Aug 30, 2010
GM was recently on the “verge of death.” Now, just over a year later, it is making so much profit that it is able to issue new stocks it can expect investors to buy. GM says it will use the proceeds to pay back government loans.
GM is making those profits directly from concessions it and the government extorted from its workers: New hires will get $14 an hour, half of what current workers get. And retirees’ medical coverage will be paid by the union, not the company. And that’s not all: GM also took back wage increases and cost of living protections from current workers and pushed back many gains which guaranteed workers’ working conditions: break times were cut, line speed was increased, and pay for daily overtime was eliminated. In short, GM is getting far more work out of fewer workers for far lower wages.
This new stock offering is being touted as a return to normal for a resurgent auto company. And it is: it’s a move to reestablish the financial ties between GM and the banks, ties that will allow those banks to suck up GM’s profits once again.

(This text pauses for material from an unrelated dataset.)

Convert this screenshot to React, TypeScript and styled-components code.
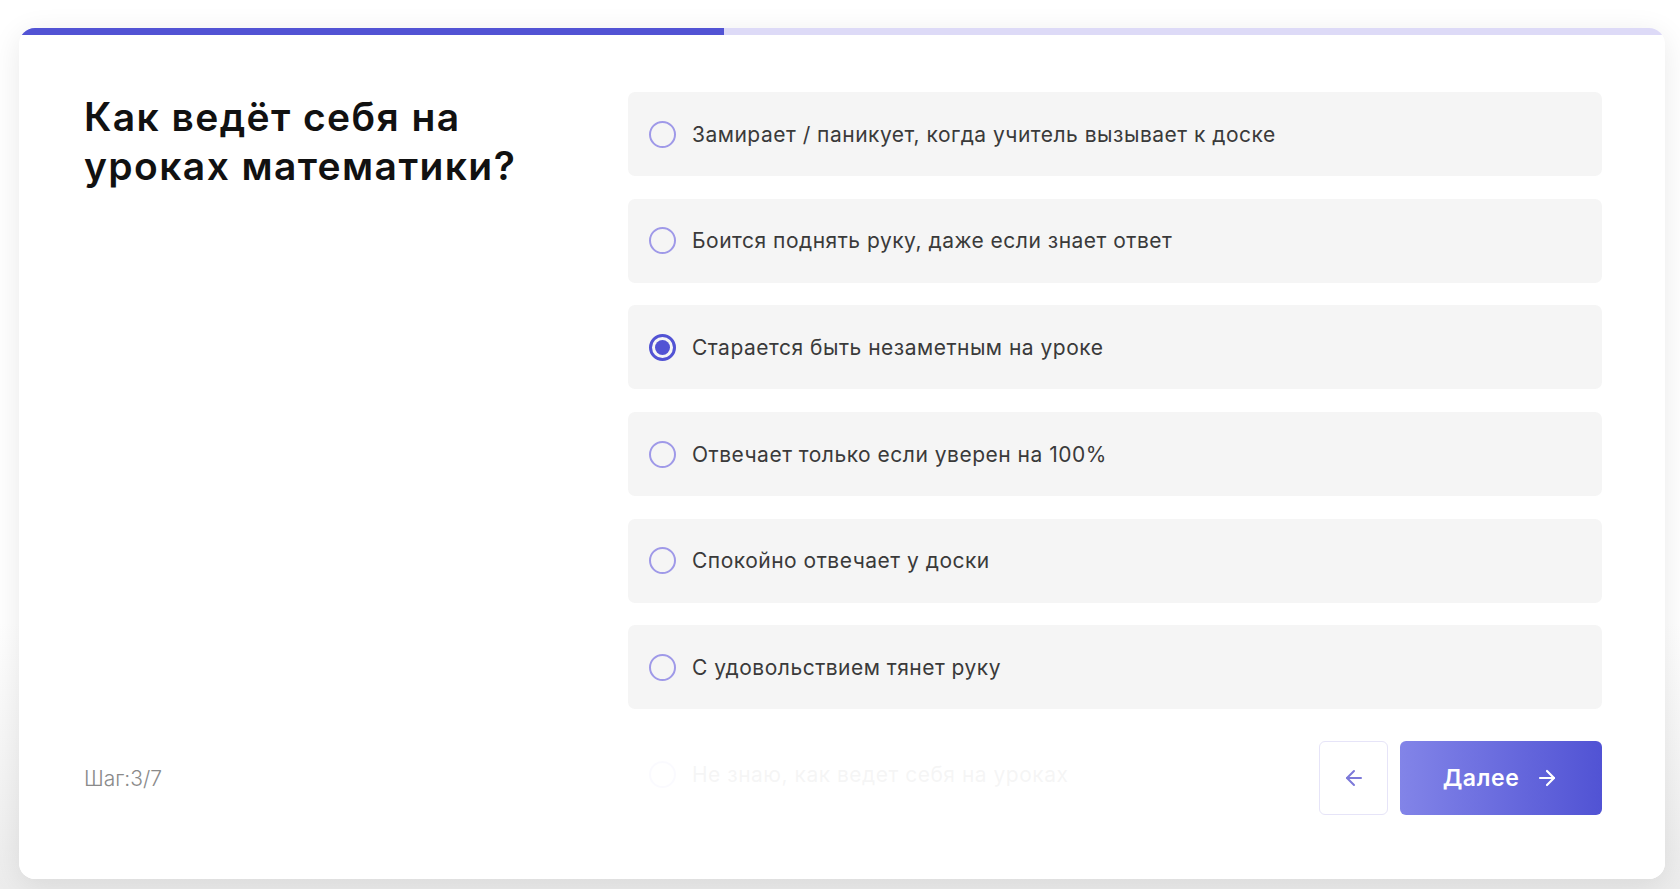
import React, { useState } from 'react';
import styled, { createGlobalStyle, css } from 'styled-components';
import { ArrowLeft, ArrowRight } from 'lucide-react';

const GlobalStyle = createGlobalStyle`
  html, body {
    margin: 0;
    padding: 0;
    height: 100%;
  }
  body {
    background: #ffffff;
    font-family: Inter, "Noto Sans", "Liberation Sans", sans-serif;
    color: #333;
  }
  #root {
    height: 100%;
  }
`;

const Page = styled.div`
  height: 889px;
  box-sizing: border-box;
  padding: 28px 15px 10px 19px;
  background: linear-gradient(180deg, #ffffff 0%, #ffffff 70%, #ececec 100%);
`;

const Card = styled.div`
  position: relative;
  height: 851px;
  background: #fff;
  border-radius: 16px;
  overflow: hidden;
  box-shadow: 0 6px 30px rgba(0, 0, 0, 0.09);
`;

const Track = styled.div`
  height: 7px;
  background: #dddaf7;
`;

const Fill = styled.div`
  height: 100%;
  background: #5253d4;
`;

const Body = styled.div`
  display: grid;
  grid-template-columns: 1fr 974px;
  padding: 57px 63px 0 65px;
`;

const Title = styled.h1`
  margin: 0;
  max-width: 480px;
  font-size: 39px;
  line-height: 49px;
  font-weight: 600;
  color: #111;
  letter-spacing: 1.4px;
`;

const Options = styled.div`
  display: flex;
  flex-direction: column;
  gap: 22.7px;
`;

const Option = styled.label`
  display: flex;
  align-items: center;
  gap: 16px;
  height: 84px;
  padding: 0 21px;
  box-sizing: border-box;
  background: #f5f5f5;
  border-radius: 7px;
  cursor: pointer;
  font-size: 21px;
  color: #3a3a3a;
  letter-spacing: 0.5px;
`;

const Radio = styled.span<{ $checked: boolean }>`
  flex: none;
  width: 27px;
  height: 27px;
  box-sizing: border-box;
  border-radius: 50%;
  border: 2.5px solid #9f99e8;
  display: flex;
  align-items: center;
  justify-content: center;
  ${(p) =>
    p.$checked &&
    css`
      border: 3px solid #5253d4;
      &::after {
        content: '';
        width: 15px;
        height: 15px;
        border-radius: 50%;
        background: #5253d4;
      }
    `}
`;

const Footer = styled.div`
  position: absolute;
  left: 0;
  right: 0;
  bottom: 0;
  height: 151px;
  box-sizing: border-box;
  padding: 13px 63px 0 65px;
  display: flex;
  align-items: flex-start;
  justify-content: space-between;
  background: rgba(255, 255, 255, 0.95);
`;

const Step = styled.div`
  height: 74px;
  display: flex;
  align-items: center;
  font-size: 21px;
  font-weight: 300;
  color: #8a8a8a;
`;

const Buttons = styled.div`
  display: flex;
  gap: 12px;
`;

const BackButton = styled.button`
  width: 69px;
  height: 74px;
  display: flex;
  align-items: center;
  justify-content: center;
  background: #fff;
  border: 1px solid #e6e4f8;
  border-radius: 6px;
  color: #7c79d9;
  cursor: pointer;
`;

const NextButton = styled.button`
  width: 202px;
  height: 74px;
  display: flex;
  align-items: center;
  justify-content: center;
  gap: 16px;
  border: none;
  border-radius: 6px;
  background: linear-gradient(90deg, #8284e8 0%, #5153d4 100%);
  color: #fff;
  font-family: Inter, "Noto Sans", sans-serif;
  font-size: 23px;
  font-weight: 600;
  letter-spacing: 0.6px;
  cursor: pointer;
`;

const answers = [
  'Замирает / паникует, когда учитель вызывает к доске',
  'Боится поднять руку, даже если знает ответ',
  'Старается быть незаметным на уроке',
  'Отвечает только если уверен на 100%',
  'Спокойно отвечает у доски',
  'С удовольствием тянет руку',
  'Не знаю, как ведет себя на уроках',
];

export default function App() {
  const [selected, setSelected] = useState(2);
  const step = 3;
  const total = 7;

  return (
    <>
      <GlobalStyle />
      <Page>
        <Card>
          <Track>
            <Fill style={{ width: `${(step / total) * 100}%` }} />
          </Track>
          <Body>
            <Title>Как ведёт себя на уроках математики?</Title>
            <Options>
              {answers.map((a, i) => (
                <Option key={i} onClick={() => setSelected(i)}>
                  <Radio $checked={selected === i} />
                  {a}
                </Option>
              ))}
            </Options>
          </Body>
          <Footer>
            <Step>
              Шаг:{step}/{total}
            </Step>
            <Buttons>
              <BackButton aria-label="Назад">
                <ArrowLeft size={24} strokeWidth={2} />
              </BackButton>
              <NextButton>
                Далее
                <ArrowRight size={24} strokeWidth={2.2} />
              </NextButton>
            </Buttons>
          </Footer>
        </Card>
      </Page>
    </>
  );
}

So long as the government owned a majority share of GM and it was loaning GM money, the big banks made little money from GM. And this particularly hit the Morgan financial interests, which have long been GM’s bankers, funding it and ultimately controlling it – JP Morgan Chase and Morgan Stanley, among others.
These banks are expected to take the lead in orchestrating GM’s new public stock offering. They stand to make billions once the old relationship is reestablished, starting with more than 120 million dollars just on the fees paid by GM to float the stock offering.

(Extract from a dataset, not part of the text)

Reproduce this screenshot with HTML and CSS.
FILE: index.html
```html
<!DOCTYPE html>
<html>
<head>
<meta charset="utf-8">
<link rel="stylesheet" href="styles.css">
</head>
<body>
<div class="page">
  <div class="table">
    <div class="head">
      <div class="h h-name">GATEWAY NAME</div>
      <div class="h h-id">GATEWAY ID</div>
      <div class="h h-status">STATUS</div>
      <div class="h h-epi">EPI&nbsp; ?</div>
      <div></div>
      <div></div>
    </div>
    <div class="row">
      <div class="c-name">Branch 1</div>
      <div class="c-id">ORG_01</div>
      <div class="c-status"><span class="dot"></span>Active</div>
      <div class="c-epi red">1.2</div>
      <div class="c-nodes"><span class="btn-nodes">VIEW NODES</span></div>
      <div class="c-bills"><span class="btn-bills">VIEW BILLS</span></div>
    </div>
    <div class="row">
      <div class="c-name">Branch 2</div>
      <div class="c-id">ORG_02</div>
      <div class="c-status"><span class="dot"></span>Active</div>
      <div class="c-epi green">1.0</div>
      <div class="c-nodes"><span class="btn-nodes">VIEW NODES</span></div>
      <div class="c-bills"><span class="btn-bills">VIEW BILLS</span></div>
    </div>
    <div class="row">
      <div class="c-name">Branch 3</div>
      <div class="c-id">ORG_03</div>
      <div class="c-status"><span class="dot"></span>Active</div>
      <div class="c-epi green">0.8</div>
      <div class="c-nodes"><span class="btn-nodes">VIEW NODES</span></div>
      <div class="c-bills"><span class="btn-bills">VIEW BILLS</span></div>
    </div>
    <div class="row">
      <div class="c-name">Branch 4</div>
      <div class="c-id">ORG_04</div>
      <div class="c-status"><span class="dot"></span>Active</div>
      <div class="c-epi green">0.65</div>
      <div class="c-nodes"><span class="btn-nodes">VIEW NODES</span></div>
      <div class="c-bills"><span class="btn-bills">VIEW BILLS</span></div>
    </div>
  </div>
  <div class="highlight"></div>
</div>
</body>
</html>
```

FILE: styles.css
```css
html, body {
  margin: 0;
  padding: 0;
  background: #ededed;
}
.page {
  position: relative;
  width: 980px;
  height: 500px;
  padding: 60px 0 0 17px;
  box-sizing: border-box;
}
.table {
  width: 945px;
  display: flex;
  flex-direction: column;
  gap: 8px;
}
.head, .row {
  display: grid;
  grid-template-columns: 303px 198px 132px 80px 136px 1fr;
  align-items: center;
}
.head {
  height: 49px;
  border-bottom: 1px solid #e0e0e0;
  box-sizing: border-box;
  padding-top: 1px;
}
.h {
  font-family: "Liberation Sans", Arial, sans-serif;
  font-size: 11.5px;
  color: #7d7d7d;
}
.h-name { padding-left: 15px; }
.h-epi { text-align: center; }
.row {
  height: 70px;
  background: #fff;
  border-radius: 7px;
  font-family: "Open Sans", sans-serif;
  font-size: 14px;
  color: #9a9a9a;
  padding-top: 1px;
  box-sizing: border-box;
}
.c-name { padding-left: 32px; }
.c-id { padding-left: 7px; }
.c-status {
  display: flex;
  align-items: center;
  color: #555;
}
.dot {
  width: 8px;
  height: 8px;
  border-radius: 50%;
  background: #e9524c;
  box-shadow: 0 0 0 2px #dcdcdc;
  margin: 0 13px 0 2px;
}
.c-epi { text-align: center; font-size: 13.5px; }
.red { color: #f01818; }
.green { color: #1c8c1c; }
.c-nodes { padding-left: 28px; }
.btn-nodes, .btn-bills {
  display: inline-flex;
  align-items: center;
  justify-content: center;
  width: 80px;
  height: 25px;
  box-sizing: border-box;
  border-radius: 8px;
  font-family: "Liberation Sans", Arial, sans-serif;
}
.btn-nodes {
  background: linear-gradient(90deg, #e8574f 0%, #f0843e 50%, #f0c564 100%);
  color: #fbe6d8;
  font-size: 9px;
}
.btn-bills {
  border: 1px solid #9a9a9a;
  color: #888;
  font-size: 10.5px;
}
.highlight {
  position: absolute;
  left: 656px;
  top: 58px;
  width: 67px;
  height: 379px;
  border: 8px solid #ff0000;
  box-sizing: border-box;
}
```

But that’s just the beginning: once the stocks are sold and the government is out of the way, the banks themselves will be making the loans to GM, loans that every industrial company needs to take to operate on a daily basis.

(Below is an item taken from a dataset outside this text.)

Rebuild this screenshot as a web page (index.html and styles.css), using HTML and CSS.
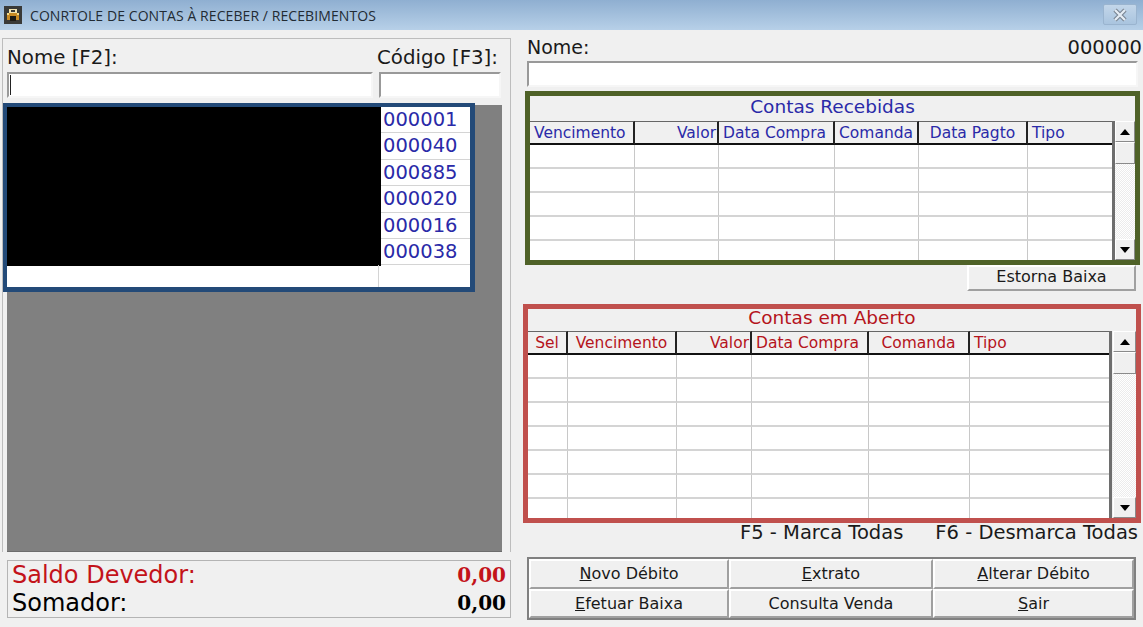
FILE: index.html
```html
<!DOCTYPE html>
<html lang="pt">
<head>
<meta charset="utf-8">
<title>Conrtole de contas</title>
<link rel="stylesheet" href="styles.css">
</head>
<body>
<header class="titlebar">
  <svg class="app-icon" width="18" height="18" viewBox="0 0 18 18"><rect width="18" height="18" fill="#3a3a38"/><path d="M5 3h8v4H5z" fill="#f2e3b0"/><path d="M3 7h12v7H3z" fill="#c98a24"/><path d="M6 10h6v5H6z" fill="#1d1a14"/><path d="M7 4h4v2H7z" fill="#3a3a38"/><path d="M3 7h2v2H3zM13 7h2v2h-2z" fill="#f2d98a"/></svg>
  <span class="title">CONRTOLE DE CONTAS À RECEBER / RECEBIMENTOS</span>
  <button class="close" aria-label="Fechar"><svg width="16" height="14" viewBox="0 0 16 14"><path d="M3 2l10 10M13 2L3 12" fill="none" stroke="#7b8693" stroke-width="4.500"/><path d="M3 2l10 10M13 2L3 12" fill="none" stroke="#e6edf5" stroke-width="2.200"/></svg></button>
</header>
<main class="main">
  <section class="left">
    <div class="panel">
      <div class="fields">
        <div class="field name-field"><label>Nome [F2]:</label><div class="input"><span class="caret"></span></div></div>
        <div class="field code-field"><label>Código [F3]:</label><div class="input"></div></div>
      </div>
      <div class="gray">
        <div class="client-box">
          <div class="client-row"><span class="cname"></span><span class="ccode">000001</span></div>
          <div class="client-row"><span class="cname"></span><span class="ccode">000040</span></div>
          <div class="client-row"><span class="cname"></span><span class="ccode">000885</span></div>
          <div class="client-row"><span class="cname"></span><span class="ccode">000020</span></div>
          <div class="client-row"><span class="cname"></span><span class="ccode">000016</span></div>
          <div class="client-row"><span class="cname"></span><span class="ccode">000038</span></div>
          <div class="client-row empty"><span class="cname"></span><span class="ccode"></span></div>
        </div>
      </div>
    </div>
    <div class="summary">
      <div class="sum-row red"><span class="sum-label">Saldo Devedor:</span><b class="sum-value">0,00</b></div>
      <div class="sum-row"><span class="sum-label">Somador:</span><b class="sum-value">0,00</b></div>
    </div>
  </section>
  <section class="right">
    <div class="name-head"><span>Nome:</span><span>000000</span></div>
    <div class="input wide"></div>
    <div class="box green">
      <h2 class="box-title">Contas Recebidas</h2>
      <div class="grid-wrap">
        <div class="grid">
          <div class="row head">
            <span>Vencimento</span><span class="r">Valor</span><span>Data Compra</span><span>Comanda</span><span class="c">Data Pagto</span><span>Tipo</span>
          </div>
          <div class="row"><i></i><i></i><i></i><i></i><i></i><i></i></div>
          <div class="row"><i></i><i></i><i></i><i></i><i></i><i></i></div>
          <div class="row"><i></i><i></i><i></i><i></i><i></i><i></i></div>
          <div class="row"><i></i><i></i><i></i><i></i><i></i><i></i></div>
          <div class="row"><i></i><i></i><i></i><i></i><i></i><i></i></div>
        </div>
        <div class="scroll"><div class="sbtn"><span class="up"></span></div><div class="thumb"></div><div class="track"></div><div class="sbtn"><span class="down"></span></div></div>
      </div>
    </div>
    <div class="estorna-line"><button class="btn estorna">Estorna Baixa</button></div>
    <div class="box redbox">
      <h2 class="box-title">Contas em Aberto</h2>
      <div class="grid-wrap">
        <div class="grid">
          <div class="row head">
            <span class="c">Sel</span><span class="c">Vencimento</span><span class="r">Valor</span><span>Data Compra</span><span class="c">Comanda</span><span>Tipo</span>
          </div>
          <div class="row"><i></i><i></i><i></i><i></i><i></i><i></i></div>
          <div class="row"><i></i><i></i><i></i><i></i><i></i><i></i></div>
          <div class="row"><i></i><i></i><i></i><i></i><i></i><i></i></div>
          <div class="row"><i></i><i></i><i></i><i></i><i></i><i></i></div>
          <div class="row"><i></i><i></i><i></i><i></i><i></i><i></i></div>
          <div class="row"><i></i><i></i><i></i><i></i><i></i><i></i></div>
          <div class="row"><i></i><i></i><i></i><i></i><i></i><i></i></div>
        </div>
        <div class="scroll"><div class="sbtn"><span class="up"></span></div><div class="thumb"></div><div class="track"></div><div class="sbtn"><span class="down"></span></div></div>
      </div>
    </div>
    <div class="hints"><span>F5 - Marca Todas</span><span>F6 - Desmarca Todas</span></div>
    <div class="actions">
      <button class="btn"><u>N</u>ovo Débito</button>
      <button class="btn"><u>E</u>xtrato</button>
      <button class="btn"><u>A</u>lterar Débito</button>
      <button class="btn"><u>E</u>fetuar Baixa</button>
      <button class="btn">Consulta Venda</button>
      <button class="btn"><u>S</u>air</button>
    </div>
  </section>
</main>
</body>
</html>
```
FILE: styles.css
```css
* { box-sizing: border-box; }
html, body { margin: 0; padding: 0; }
body {
  width: 1143px;
  height: 627px;
  overflow: hidden;
  background: #f0f0f0;
  font-family: "DejaVu Sans", Verdana, sans-serif;
  color: #1a1a1a;
  display: flex;
  flex-direction: column;
}
.titlebar {
  height: 30px;
  flex: none;
  display: flex;
  align-items: center;
  padding: 0 6px 0 4px;
  background: linear-gradient(#8fafd1, #b7d0e8);
}
.app-icon { flex: none; margin-right: 8px; }
.title {
  font: 14px "Open Sans", sans-serif;
  letter-spacing: 0.08px;
  color: #222b33;
  flex: 1;
}
.close {
  width: 34px;
  height: 21px;
  margin-top: -1px;
  padding: 0;
  border: 1px solid #9ab4cf;
  border-radius: 2px;
  background: linear-gradient(#c3d6e9, #a9c4df);
  display: flex;
  align-items: center;
  justify-content: center;
}
.main {
  flex: 1;
  display: grid;
  grid-template-columns: 523px 620px;
  min-height: 0;
}
.left { padding: 8px 0 0 2px; }
.panel {
  width: 509px;
  height: 514px;
  border: 1px solid #bdbdbd;
  border-bottom-width: 0;
  padding: 0 0 0 4px;
  display: flex;
  flex-direction: column;
}
.fields { display: flex; gap: 6px; height: 66px; }
.field label {
  display: block;
  font-size: 19.800px;
  line-height: 20px;
  margin-top: 9px;
  height: 24px;
  white-space: nowrap;
}
.name-field { width: 366px; }
.code-field { width: 122px; }
.code-field label { margin-left: -2px; }
.input {
  height: 26px;
  background: #fff;
  border: 2px solid #f6f6f6;
  border-top-color: #999;
  border-left-color: #999;
  display: flex;
  align-items: center;
}
.caret { width: 1px; height: 20px; margin-left: 1px; background: #222; }
.gray {
  flex: 1;
  width: 495px;
  background: #808080;
  border-bottom: 1px solid #6c6c6c;
}
.client-box {
  width: 472px;
  height: 189px;
  margin: -2px 0 0 -4px;
  border: 5px solid #234a78;
  border-width: 4px 5px 5px 4px;
  background: #fff;
  overflow: hidden;
}
.client-row {
  display: flex;
  height: 26.400px;
  border-bottom: 1px solid #d4d4d4;
}
.cname { width: 374px; background: #000; margin-bottom: -2px; }
.empty { border-bottom: 0; height: 22px; }
.empty .cname { background: transparent; border-right: 1px solid #d4d4d4; width: 372px; margin: 0; }
.ccode {
  color: #2a2aa8;
  font-size: 19.500px;
  line-height: 25px;
  padding-left: 2px;
  flex: 1;
}
.summary {
  width: 504px;
  height: 58px;
  margin: 8px 0 0 5px;
  border: 1px solid #b4b4b4;
  padding: 0 4px 0 4px;
}
.sum-row {
  display: flex;
  justify-content: space-between;
  align-items: center;
  height: 28px;
  color: #000;
}
.sum-label { font-size: 24px; line-height: 28px; }
.sum-value { font: bold 20px "DejaVu Serif", serif; }
.red { color: #c3131a; }
.right { padding: 5px 0 0 4px; }
.name-head {
  display: flex;
  justify-content: space-between;
  font-size: 19.500px;
  line-height: 25px;
  height: 26px;
  margin-right: 1px;
}
.name-head span:first-child { font-size: 19px; }
.wide { width: 611px; }
.box { border: 5px solid; background: #f0f0f0; }
.green { border-color: #4f6228; width: 615px; height: 174px; margin: 4px 0 0 -2px; }
.redbox { border-color: #c0504d; width: 618px; height: 219px; margin: 13px 0 0 -4px; }
.box-title {
  margin: 0;
  font-weight: normal;
  font-size: 18.500px;
  height: 25px;
  text-align: center;
  white-space: nowrap;
}
.green .box-title, .green .head span { color: #2a2aa8; }
.redbox .box-title, .redbox .head span { color: #b5141c; }
.redbox .box-title { height: 22px; line-height: 17px; }
.green .box-title { line-height: 22px; }
.grid-wrap { display: flex; height: calc(100% - 25px); }
.redbox .grid-wrap { height: calc(100% - 22px); }
.grid { flex: 1; min-width: 0; overflow: hidden; border-right: 3px solid #6e6e6e; }
.row { display: grid; height: 24px; background: #fff; }
.green .row { grid-template-columns: 105px 84px 116px 84px 109px 84px; }
.redbox .row { grid-template-columns: 40px 109px 75px 117px 101px 140px; }
.row i { display: block; border-right: 1px solid #c8c8c8; border-bottom: 2px solid #d4d4d4; }
.row i:last-child { border-right: 0; }
.head { background: #f0f0f0; height: 24px; }
.head span {
  display: block;
  font-size: 15.500px;
  line-height: 23px;
  padding: 0 4px;
  border-top: 1px solid #666;
  border-right: 2px solid #222;
  border-bottom: 2px solid #111;
  white-space: nowrap;
  overflow: hidden;
}
.head span:last-child { border-right: 0; }
.head .r { text-align: right; padding-right: 1px; }
.head .c { text-align: center; padding: 0; }
.scroll {
  width: 24px;
  flex: none;
  display: flex;
  flex-direction: column;
  padding-left: 1px;
  background: #f0f0f0;
}
.green .scroll { width: 20px; padding-left: 0; }
.sbtn, .thumb {
  background: #f0f0f0;
  border: 1px solid #fff;
  border-right-color: #8a8a8a;
  border-bottom-color: #8a8a8a;
  flex: none;
}
.sbtn { height: 21px; display: flex; align-items: center; justify-content: center; }
.thumb { height: 22px; }
.track { flex: 1; background: repeating-conic-gradient(#fff 0 25%, #ececec 0 50%) 0 0 / 2px 2px; }
.up, .down { width: 0; height: 0; border: 5px solid transparent; }
.up { border-bottom: 6px solid #000; border-top: 0; }
.down { border-top: 6px solid #000; border-bottom: 0; }
.btn {
  font-family: "DejaVu Sans", sans-serif;
  font-size: 16px;
  color: #1a1a1a;
  background: #f0f0f0;
  border: 2px solid;
  border-color: #fff #a0a0a0 #a0a0a0 #fff;
  padding: 0;
}
.estorna-line { display: flex; justify-content: flex-end; margin-right: 7px; }
.estorna { width: 169px; height: 26px; padding-bottom: 3px; }
.hints {
  display: flex;
  justify-content: flex-end;
  gap: 32px;
  font-size: 19.500px;
  line-height: 20px;
  height: 34px;
  margin-right: 5px;
}
.actions {
  display: grid;
  grid-template-columns: 200px 204px 1fr;
  grid-auto-rows: 1fr;
  width: 609px;
  height: 63px;
  border: 2px solid #808080;
  background: #f0f0f0;
}
```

To see what this means, we can look to another auto company: Ford never went bankrupt, so it kept taking its loans from the banks instead of from the government. Now, in the second quarter of this year, it paid $1,154 for every vehicle it sold – just on the interest it owes on its debts to the banks. Much of that goes to Goldman Sachs. Ford has had close ties with Goldman ever since the 1950s.
Because the banks control the money that the industrial companies need to operate, they effectively control the companies. They are able to ensure that those industrial companies make decisions that will directly benefit the banks even more.
And, because the workers always produce much more value than they’re being paid for, much of the surplus they create goes directly into the coffers of the banks. This is the relationship the banks have reestablished at GM, the relationship that continues at Ford.